Route 11 North: Dublin, VA to Elliston, VA

Filling in the gap of our now-four-part photo essay of Lee Highway, aka Route 11, between Knoxville, Tennessee and Mount Jackson, Virginia, I've back-tracked a bit because the sunset picture of the Draper Mountain Overlook at Pulaski didn't do the view justice. So, we'll start off there looking to the north at Cloyds & Little Walker Mountain in the background.

The first sign of civilization that you see as you drive down Draper Mountain into Pulaski is Calfee Park, most recently home to the Blue Jays of the Appalachian League. Unfortunately, Pulaski is once again team-less. Another town courted the Blue Jays away with better facilities and the promise of better attendance than what Pulaski provided.

A view of downtown Pulaski. Once a thriving business district, it has fallen victim to textile and furniture plant relocations over the past 25 years, the end of the railroad era and being by-passed by Interstate 81. Pulaski Furniture still is in operation on the edge of downtown but the number of people it employs is far below what it has been in the past.

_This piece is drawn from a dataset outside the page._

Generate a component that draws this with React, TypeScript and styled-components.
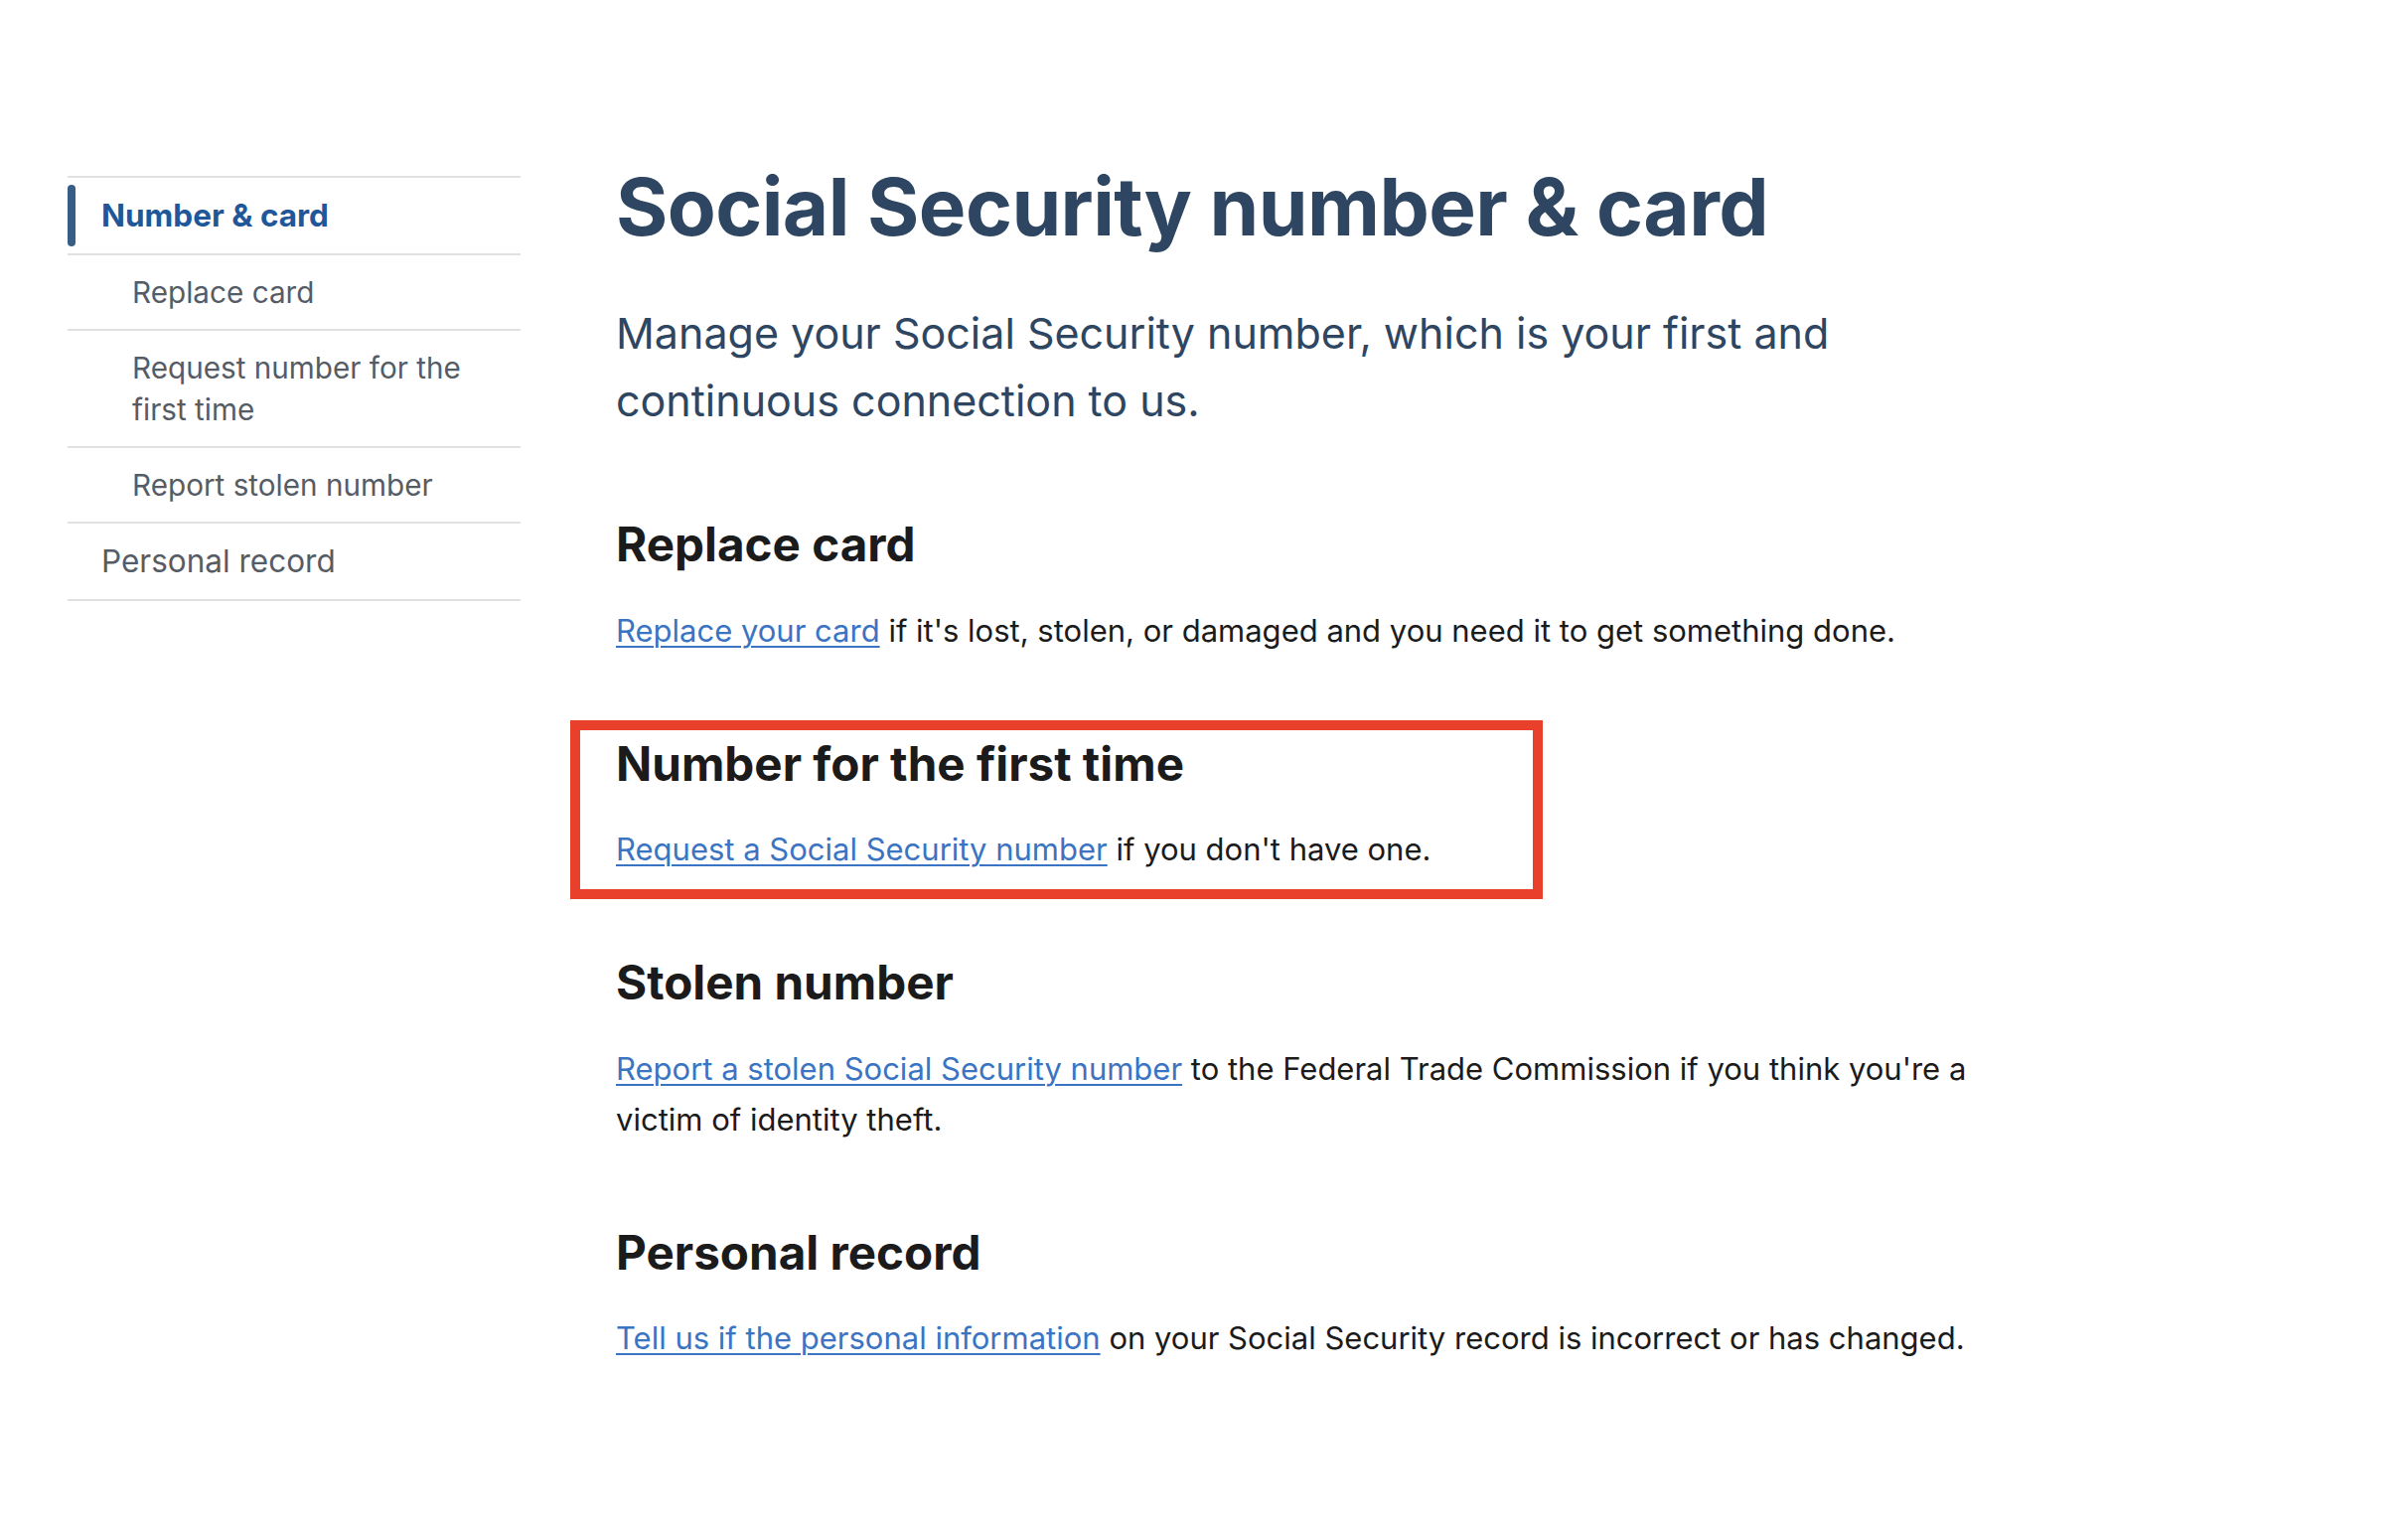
import React from 'react';
import styled, { createGlobalStyle } from 'styled-components';

const GlobalStyle = createGlobalStyle`
  html, body {
    margin: 0;
    padding: 0;
    background: #ffffff;
  }

  body {
    font-family: Inter, "Noto Sans", "Liberation Sans", sans-serif;
    color: #1b1b1b;
  }
`;

interface NavItemData {
  label: string;
  level: 1 | 2;
  current?: boolean;
}

interface SectionData {
  title: string;
  linkText: string;
  rest: string;
  highlighted?: boolean;
}

const navItems: NavItemData[] = [
  { label: 'Number & card', level: 1, current: true },
  { label: 'Replace card', level: 2 },
  { label: 'Request number for the first time', level: 2 },
  { label: 'Report stolen number', level: 2 },
  { label: 'Personal record', level: 1 },
];

const sections: SectionData[] = [
  {
    title: 'Replace card',
    linkText: 'Replace your card',
    rest: " if it's lost, stolen, or damaged and you need it to get something done.",
  },
  {
    title: 'Number for the first time',
    linkText: 'Request a Social Security number',
    rest: " if you don't have one.",
    highlighted: true,
  },
  {
    title: 'Stolen number',
    linkText: 'Report a stolen Social Security number',
    rest: " to the Federal Trade Commission if you think you're a victim of identity theft.",
  },
  {
    title: 'Personal record',
    linkText: 'Tell us if the personal information',
    rest: ' on your Social Security record is incorrect or has changed.',
  },
];

const Page = styled.div`
  display: flex;
  align-items: flex-start;
  gap: 96px;
  padding: 0 0 120px 68px;
  min-height: 1536px;
  box-sizing: border-box;
`;

const SideNav = styled.nav`
  flex: 0 0 456px;
  padding-top: 177px;
`;

const NavList = styled.ul`
  list-style: none;
  margin: 0;
  padding: 0;
  border-top: 2px solid #dfe1e2;
`;

const NavItem = styled.li<{ $level: 1 | 2; $current?: boolean }>`
  position: relative;
  border-bottom: 2px solid #dfe1e2;
  padding: 16px 24px 16px ${p => (p.$level === 1 ? '34px' : '65px')};
  font-size: ${p => (p.$level === 1 ? '31.5px' : '29.7px')};
  line-height: ${p => (p.$level === 1 ? '44px' : '42px')};
  font-weight: ${p => (p.$current ? 700 : 400)};
  color: ${p => (p.$current ? '#1f5799' : '#565c65')};

  ${p =>
    p.$current &&
    `
    &::before {
      content: '';
      position: absolute;
      left: 0;
      top: 7px;
      bottom: 7px;
      width: 8px;
      border-radius: 8px;
      background: #385d84;
    }
  `}
`;

const Main = styled.main`
  flex: 0 1 1400px;
  max-width: 1400px;
  padding-top: 160px;
`;

const Title = styled.h1`
  margin: 0 0 45px 0;
  font-size: 80px;
  line-height: 96px;
  font-weight: 700;
  color: #2e4661;
  letter-spacing: -0.6px;
`;

const Intro = styled.p`
  margin: 0 0 82px 0;
  max-width: 1300px;
  font-size: 43px;
  line-height: 68px;
  color: #2e4661;
`;

const Sections = styled.div`
  display: flex;
  flex-direction: column;
  gap: 80px;
`;

const Section = styled.section<{ $highlighted?: boolean }>`
  position: relative;

  ${p =>
    p.$highlighted &&
    `
    &::after {
      content: '';
      position: absolute;
      top: -15px;
      bottom: -25px;
      left: -46px;
      width: 979px;
      border: 10px solid #e8402a;
      box-sizing: border-box;
      pointer-events: none;
    }
  `}
`;

const SectionTitle = styled.h2`
  margin: 0 0 32px 0;
  font-size: 47.6px;
  line-height: 57.6px;
  font-weight: 700;
  color: #1b1b1b;
`;

const Body = styled.p`
  margin: 0;
  font-size: 31px;
  line-height: 51px;
  color: #1b1b1b;
`;

const TextLink = styled.a`
  color: #3a74c2;
  text-decoration: underline;
  text-decoration-thickness: 2px;
  text-underline-offset: 4px;
`;

export default function App() {
  return (
    <>
      <GlobalStyle />
      <Page>
        <SideNav aria-label="Secondary navigation">
          <NavList>
            {navItems.map(item => (
              <NavItem key={item.label} $level={item.level} $current={item.current}>
                {item.label}
              </NavItem>
            ))}
          </NavList>
        </SideNav>

        <Main>
          <Title>Social Security number &amp; card</Title>
          <Intro>
            Manage your Social Security number, which is your first and continuous
            connection to us.
          </Intro>

          <Sections>
            {sections.map(section => (
              <Section key={section.title} $highlighted={section.highlighted}>
                <SectionTitle>{section.title}</SectionTitle>
                <Body>
                  <TextLink href="#">{section.linkText}</TextLink>
                  {section.rest}
                </Body>
              </Section>
            ))}
          </Sections>
        </Main>
      </Page>
    </>
  );
}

The next town along the journey is Dublin. Rumor has it that it's the fastest growing town in the Commonwealth (it's Dublin everyday!). The train station hasn't been in service since N&W stopped passenger rail service but several investors have renovated over the years. It's currently for sale if anyone here is interested. It's also on the site where Union troops in the Civil War destroyed a munitions depot and tore up the tracks leaving sites to east without easy access to the salt mines of Saltville,Va and bringing troop movement along the rails to a halt. For more on that element of the Civil War, follow this link to the Battle of Cloyd's Mountain.

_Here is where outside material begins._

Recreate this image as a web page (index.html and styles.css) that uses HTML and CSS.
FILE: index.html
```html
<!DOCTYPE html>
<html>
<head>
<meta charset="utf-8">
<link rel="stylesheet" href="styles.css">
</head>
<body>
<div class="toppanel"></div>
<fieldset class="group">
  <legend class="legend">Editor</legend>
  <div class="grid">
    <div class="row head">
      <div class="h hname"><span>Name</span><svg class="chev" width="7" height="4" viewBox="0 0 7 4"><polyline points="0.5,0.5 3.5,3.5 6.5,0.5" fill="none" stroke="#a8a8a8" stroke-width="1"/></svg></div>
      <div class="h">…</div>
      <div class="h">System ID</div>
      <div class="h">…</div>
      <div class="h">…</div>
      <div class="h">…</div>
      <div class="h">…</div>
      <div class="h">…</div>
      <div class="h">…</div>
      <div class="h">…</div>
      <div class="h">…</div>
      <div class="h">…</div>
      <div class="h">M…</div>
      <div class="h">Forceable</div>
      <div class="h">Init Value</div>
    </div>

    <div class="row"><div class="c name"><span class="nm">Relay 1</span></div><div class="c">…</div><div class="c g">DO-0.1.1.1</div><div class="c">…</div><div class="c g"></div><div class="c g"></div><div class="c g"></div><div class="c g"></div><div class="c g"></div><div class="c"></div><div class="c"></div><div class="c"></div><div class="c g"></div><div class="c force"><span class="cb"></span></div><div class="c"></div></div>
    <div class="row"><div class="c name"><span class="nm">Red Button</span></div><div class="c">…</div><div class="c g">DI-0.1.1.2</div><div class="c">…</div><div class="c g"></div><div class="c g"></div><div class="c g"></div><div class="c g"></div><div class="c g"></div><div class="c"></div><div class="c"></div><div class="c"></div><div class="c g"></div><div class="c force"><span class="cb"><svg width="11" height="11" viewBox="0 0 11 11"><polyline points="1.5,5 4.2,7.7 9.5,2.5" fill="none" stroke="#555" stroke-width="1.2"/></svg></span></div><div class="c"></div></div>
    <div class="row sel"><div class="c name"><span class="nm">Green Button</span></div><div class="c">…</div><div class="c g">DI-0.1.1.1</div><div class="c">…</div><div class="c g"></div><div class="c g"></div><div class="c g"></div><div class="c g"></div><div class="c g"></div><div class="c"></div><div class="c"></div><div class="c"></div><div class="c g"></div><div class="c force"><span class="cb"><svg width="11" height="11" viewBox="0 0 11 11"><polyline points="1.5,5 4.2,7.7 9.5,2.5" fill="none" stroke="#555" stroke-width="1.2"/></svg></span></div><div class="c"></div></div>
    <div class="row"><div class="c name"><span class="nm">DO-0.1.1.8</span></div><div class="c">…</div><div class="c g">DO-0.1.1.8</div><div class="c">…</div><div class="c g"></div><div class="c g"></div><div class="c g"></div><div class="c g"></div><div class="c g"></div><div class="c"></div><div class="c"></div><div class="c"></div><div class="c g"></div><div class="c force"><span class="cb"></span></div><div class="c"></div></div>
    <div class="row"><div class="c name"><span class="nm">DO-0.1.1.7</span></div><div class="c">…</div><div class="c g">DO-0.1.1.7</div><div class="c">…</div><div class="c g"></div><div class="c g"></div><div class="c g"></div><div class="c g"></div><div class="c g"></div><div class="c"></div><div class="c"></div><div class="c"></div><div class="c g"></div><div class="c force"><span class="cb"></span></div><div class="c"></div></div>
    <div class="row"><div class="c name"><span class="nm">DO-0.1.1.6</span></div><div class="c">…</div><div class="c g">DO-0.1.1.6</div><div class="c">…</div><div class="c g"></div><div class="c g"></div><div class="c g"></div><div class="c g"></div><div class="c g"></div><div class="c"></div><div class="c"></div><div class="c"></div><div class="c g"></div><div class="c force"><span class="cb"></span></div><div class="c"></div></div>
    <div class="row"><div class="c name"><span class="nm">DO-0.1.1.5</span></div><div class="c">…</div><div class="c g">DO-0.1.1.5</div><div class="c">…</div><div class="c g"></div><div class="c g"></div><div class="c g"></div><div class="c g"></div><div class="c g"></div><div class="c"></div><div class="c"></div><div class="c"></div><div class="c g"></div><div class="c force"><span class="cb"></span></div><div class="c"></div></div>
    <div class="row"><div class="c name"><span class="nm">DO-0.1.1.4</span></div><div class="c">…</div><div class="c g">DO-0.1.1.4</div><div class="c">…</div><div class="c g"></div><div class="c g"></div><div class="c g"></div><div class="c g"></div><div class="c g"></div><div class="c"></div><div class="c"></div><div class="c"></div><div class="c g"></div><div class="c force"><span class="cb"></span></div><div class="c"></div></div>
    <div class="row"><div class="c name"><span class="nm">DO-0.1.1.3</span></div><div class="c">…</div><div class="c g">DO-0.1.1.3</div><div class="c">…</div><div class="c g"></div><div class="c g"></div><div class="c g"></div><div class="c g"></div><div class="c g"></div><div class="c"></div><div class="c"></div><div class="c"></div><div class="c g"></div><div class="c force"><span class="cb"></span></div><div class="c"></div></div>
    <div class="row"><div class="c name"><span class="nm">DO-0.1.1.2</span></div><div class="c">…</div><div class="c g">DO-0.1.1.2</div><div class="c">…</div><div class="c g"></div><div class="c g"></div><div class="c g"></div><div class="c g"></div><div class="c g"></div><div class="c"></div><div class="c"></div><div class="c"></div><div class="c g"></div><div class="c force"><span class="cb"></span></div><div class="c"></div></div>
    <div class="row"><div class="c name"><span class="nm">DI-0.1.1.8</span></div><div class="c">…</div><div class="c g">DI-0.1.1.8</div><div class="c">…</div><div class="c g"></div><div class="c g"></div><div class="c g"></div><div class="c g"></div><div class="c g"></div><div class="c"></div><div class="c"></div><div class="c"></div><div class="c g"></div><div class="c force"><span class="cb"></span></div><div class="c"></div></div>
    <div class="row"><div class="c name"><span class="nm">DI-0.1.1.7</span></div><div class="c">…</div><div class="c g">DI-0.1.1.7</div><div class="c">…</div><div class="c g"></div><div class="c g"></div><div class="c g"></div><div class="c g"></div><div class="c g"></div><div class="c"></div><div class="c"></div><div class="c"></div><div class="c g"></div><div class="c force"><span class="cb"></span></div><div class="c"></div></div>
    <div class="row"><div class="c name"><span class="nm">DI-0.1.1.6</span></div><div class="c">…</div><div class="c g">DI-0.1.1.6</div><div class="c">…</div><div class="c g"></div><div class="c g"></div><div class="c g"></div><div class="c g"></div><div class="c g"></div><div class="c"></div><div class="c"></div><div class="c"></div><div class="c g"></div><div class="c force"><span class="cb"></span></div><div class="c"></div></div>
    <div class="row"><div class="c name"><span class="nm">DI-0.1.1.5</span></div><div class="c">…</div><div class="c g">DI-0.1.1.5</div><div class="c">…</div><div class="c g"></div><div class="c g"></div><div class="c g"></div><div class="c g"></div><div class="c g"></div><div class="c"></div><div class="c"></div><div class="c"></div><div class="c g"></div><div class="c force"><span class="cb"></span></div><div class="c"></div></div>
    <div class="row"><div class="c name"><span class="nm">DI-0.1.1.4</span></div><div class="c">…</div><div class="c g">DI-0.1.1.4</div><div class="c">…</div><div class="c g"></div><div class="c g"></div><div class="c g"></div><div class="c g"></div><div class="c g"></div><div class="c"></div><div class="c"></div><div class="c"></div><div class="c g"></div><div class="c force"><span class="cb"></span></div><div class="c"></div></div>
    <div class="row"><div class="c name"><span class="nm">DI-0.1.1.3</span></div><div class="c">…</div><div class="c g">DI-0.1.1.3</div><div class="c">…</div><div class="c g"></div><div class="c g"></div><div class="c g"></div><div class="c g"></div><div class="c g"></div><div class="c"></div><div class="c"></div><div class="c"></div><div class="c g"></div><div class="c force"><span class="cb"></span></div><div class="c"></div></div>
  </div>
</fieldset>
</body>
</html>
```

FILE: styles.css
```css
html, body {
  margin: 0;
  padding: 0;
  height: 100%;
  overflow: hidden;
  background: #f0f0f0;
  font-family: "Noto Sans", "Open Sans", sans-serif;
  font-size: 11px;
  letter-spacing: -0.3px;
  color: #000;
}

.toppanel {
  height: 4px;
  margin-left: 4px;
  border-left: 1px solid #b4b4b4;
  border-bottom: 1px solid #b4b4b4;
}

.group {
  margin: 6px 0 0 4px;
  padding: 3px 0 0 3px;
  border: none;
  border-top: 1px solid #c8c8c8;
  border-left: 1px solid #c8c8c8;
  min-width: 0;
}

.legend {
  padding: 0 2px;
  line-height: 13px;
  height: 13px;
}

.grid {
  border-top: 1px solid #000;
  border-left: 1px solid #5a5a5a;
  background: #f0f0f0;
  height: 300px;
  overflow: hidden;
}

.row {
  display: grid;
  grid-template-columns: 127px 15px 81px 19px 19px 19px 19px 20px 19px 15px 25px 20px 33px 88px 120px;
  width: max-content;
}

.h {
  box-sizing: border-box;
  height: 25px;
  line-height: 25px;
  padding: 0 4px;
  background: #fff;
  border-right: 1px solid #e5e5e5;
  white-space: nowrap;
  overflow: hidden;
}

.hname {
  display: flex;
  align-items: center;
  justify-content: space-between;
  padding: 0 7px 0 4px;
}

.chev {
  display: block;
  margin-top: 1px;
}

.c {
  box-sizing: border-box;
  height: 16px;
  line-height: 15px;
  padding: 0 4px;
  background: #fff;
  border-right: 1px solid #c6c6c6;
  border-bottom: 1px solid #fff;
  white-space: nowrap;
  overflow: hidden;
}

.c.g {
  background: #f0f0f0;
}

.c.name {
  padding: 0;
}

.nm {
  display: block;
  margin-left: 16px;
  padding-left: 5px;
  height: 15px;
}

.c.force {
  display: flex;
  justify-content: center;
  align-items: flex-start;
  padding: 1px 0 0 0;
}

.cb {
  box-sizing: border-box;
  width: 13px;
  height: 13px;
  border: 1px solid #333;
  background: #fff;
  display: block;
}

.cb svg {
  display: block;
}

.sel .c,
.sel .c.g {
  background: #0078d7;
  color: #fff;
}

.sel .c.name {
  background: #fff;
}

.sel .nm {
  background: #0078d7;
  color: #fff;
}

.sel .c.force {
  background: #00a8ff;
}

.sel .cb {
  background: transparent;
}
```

Route 11 leaves Pulaski County and enters the City of Radford when the road crosses the New River. Travelers have been able to cross the river span since 1891. Before then, people were pulled across the river using the Ingles Ferry, Dudley Ferry or Peppers Ferry.

At one point in time, the powers that be within the railroad company needed a place to manufacture rail cars and steam locomotives. Two sites in western Virginia were in the running for the facility, Radford and Roanoke. Of course, the Roanoke site was chosen and the city grew by leaps and bounds because of it. Radford served as a refueling and watering center for trains that had just chugged up Christiansburg Mountain from Roanoke en route to Bristol, Bluefield and Hinton. A view of downtown Radford and Radford University.

A view of geese along the New River at Radford University's Dedmon Center


The Montgomery County Courthouse in Christiansburg might be the ugliest courthouse in the Appalachian region, if not the country.

Route 11 intersects Interstate 81 again at Christiansburg. This might also be the only place that you can find a Waffle House, an American Institution™, along the old road south of Lexington. This particular part of Route 11 is at the top of Christiansburg Mountain, where you leave the Gulf of Mexico watershed and enter the Albemarle Sound watershed. Waters to the west flow into the New River and waters to the east flow into the Roanoke River.


"The Straightaway" is a 1.8 mile stretch of perfectly flat and straight road between Shawsville and Elliston. Route 11 bisects the flood plain of the South Fork Roanoke River in this rich farmland. I have worked with two people that were raised in this area, one in his 60's and one in his 30's. Both have some good stories of the races that took place on this road in their youth.

Lastly, the moment before the battery on my camera died, The Roanoke River Wayside.

If not for a dead camera, I had planned to connect the dots all the way to Troutville but it's probably for the better. Visiting the busy streets of downtown Salem and Roanoke the weekend before Christmas would have left me needing some moonshine to calm my nerves. I'll leave that section for another day.

2 comments:

Anonymous said...

"It's Dublin everyday." My father, the king of bad puns, would like you.

I especially liked the river photos and the geese (although they are testy creatures).